Ainda que existam subtramas no roteiro, elas são extremamente frágeis. A condição da mãe de Ali é mal explicada e o arco dramático não se desenvolve. O interesse escuso do diretor da escola em “práticas extracurriculares” (expressão que evita spoilers) tem potencial, mas acaba sendo um subplot abandonado. Existe ainda um subtexto sobre famílias afegãs no Irã, que, igualmente, é pouco abordada para além dos interesses internos à trama. Por outro lado, é de se elogiar o roteiro no que se refere à condição das crianças em situação vulnerável como Ali e seus amigos – de todos os assuntos da película, este é o mais rico e o mais envolvente.

A Escola do Sol acaba sendo um refúgio para crianças e adolescentes precocemente marginalizados. Em geral, os infantes não têm pais zelosos (mortos, ausentes, presos etc.), o que os coloca nas ruas e em situação de marginalização social, na porta da criminalidade. É nesse contexto que o homem misterioso vivido por Ali Nassirian recruta Ali (e, por consequência, seus amigos) para a difícil e cansativa tarefa de encontrar o tesouro. Na primeira vez em que eles se encontram no filme, nos primeiros minutos, o homem parece desprezar o garoto – quase não olha para ele, continua o que está fazendo e chega até mesmo a coçar as nádegas, revelando completo desprezo -, porém este pode lhe render frutos em uma parceria benéfica para ambos.

Mas Ali não é ingênuo, ele sabe que o homem não dividiria nada com ele. Roohollah Zamani é um verdadeiro espetáculo no papel do protagonista, fazendo com que a esperteza da personagem não pareça inverossímil e que soe simpática. O maior trunfo do filme é o elenco, destacando-se Zamani porque convence bem na perspicácia incomum para um pré-adolescente. É essa virtude que convence o Sr. Rafie (Javad Ezati, outro que merece aplausos) a colocá-lo na escola (juntamente com os outros do grupo), percebendo que Ali tem algo que o distingue dos outros da sua idade.

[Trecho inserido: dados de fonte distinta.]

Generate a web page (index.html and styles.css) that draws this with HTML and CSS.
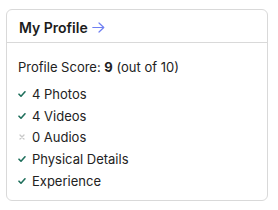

Situação semelhante é a de Zahra, interpretada pela também ótima Shamila Shirzad. Percebe-se um padrão de sagacidade para crianças marginalizadas, o que parece consequência inevitável em razão da situação em que se encontram. Ali é o líder do grupo e exerce bem o papel de liderança (dando ordens, proferindo ameaças, confiscando objetos etc.); como bom herói clichê (que não é entediante por se tratar de um pré-adolescente), tem sua personalidade abalada por um interesse afetivo.

A produção é relativamente modesta, com poucos recursos técnicos. Em geral, comove mais pelo elenco (como na cena envolvendo Zahra e Sr. Rafie) do que por outros fatores. A cor amarela (na escola e no fio, por exemplo) serve para representar o tesouro que é buscado por todos, mas que não é o mesmo tesouro que Ali já tem sem perceber. É o que o Sr. Rafie percebeu no menino: o tesouro está nele mesmo.

* Filme assistido durante a cobertura da 44ª edição da Mostra Internacional de Cinema de São Paulo.